Wednesday, August 21, 2013

TIME Magazine: 50th Anniversary of March on Washington

TIME Magazine: 50th Anniversary of March on Washington

One Man. One March. One Speech.

One Dream



Fifty years ago, 250,000 people gathered on the National Mall for the March on Washington, where Martin Luther King Jr. shared his dream for America. TIME talks to the people who helped make the march a success—from civil rights leaders to Hollywood stars—and offers exclusive, unseen images from that transformative era.

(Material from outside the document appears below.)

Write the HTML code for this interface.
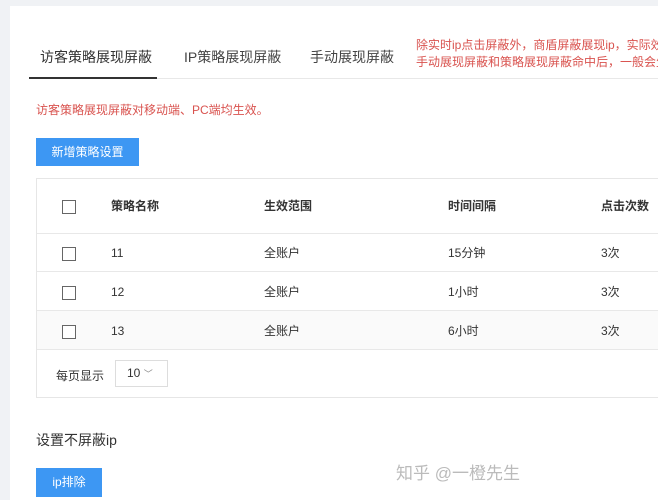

Harry Belafonte Singer, activist (Marco Grob for TIME)
“At the end of the Second World War, those of us who had participated in that conflict were under the impression that if we were triumphant over fascism and the Nazis, that the men and women who returned from that conflict would be celebrated and honored by our nation. Many of us went off to that war and didn’t have the right to vote. Many of us went off to that war and didn’t have the right to participate in the American Dream. We didn’t really think about this thing as a dream until Dr. King articulated it.

As a kid, there was not much I could aspire to, because the achievement of black people in spaces of power and rule and governance was not that evident, and therefore we were diminished in the way we thought we could access power and be part of the American fabric. So we who came back from this war having expectations and finding that there were none to be harvested were put upon to make a decision. We could accept the status quo as it was beginning to reveal itself with these oppressive laws still in place. Or, as had begun to appear on the horizon, stimulated by something Mahatma Gandhi of India had done, we could start this quest for social change by confronting the state a little differently. Let’s do it nonviolently, let’s use passive thinking applied to aggressive ideas, and perhaps we could overthrow the oppression by making it morally unacceptable.”


3 comments:

Lsowell said...

Dr. Martin Luther King, Jr. was inspired by the great Mahatma Gandhi, and both men were able to keep the protests non-violent for the most part. The protests shared similar goal which was for the oppressed to become independent and free, and the motif was nothing more, and nothing significantly destructive to whom perceived as oppressors(English colonist for Indians, and the American white majority for black Americans). The protest in Cambodia, if it were to happen now, is tainted with a sense similar to and conveyed/replicated from what happened in Egypt, Lybia, and Syria, where protesters seeked more that just freedom and independence, but revenge and destruction of the governments along with the lives of the leaders and the leaders' families and relatives. That is the difference, probably insidious to some, and a red flag for all especially those favoring/pushing for the protest need to caution.

Anonymous said...

Simply not working in Cambodia!

Anonymous said...

WORK SMARTER NOT HARDER!!!

Prime Minister of Nambodia at 27.

1985-current: Expertize in controller, import-export, manipulate, natural resources, lands concession, Head of Military forces, CEO of CPP and Dictator.

Education: PhD of Hanoi University in Environmental Control

Available Upon Request: Ho Chi Minh

Graduated with Honor at 27 from MIT.

2000-current: Expertize in humanity behavior. Make a living selling items on eBay. Part-Time Pizza delivery, cashier at 7-11, door man at 5 star resort and volunteer for the poor.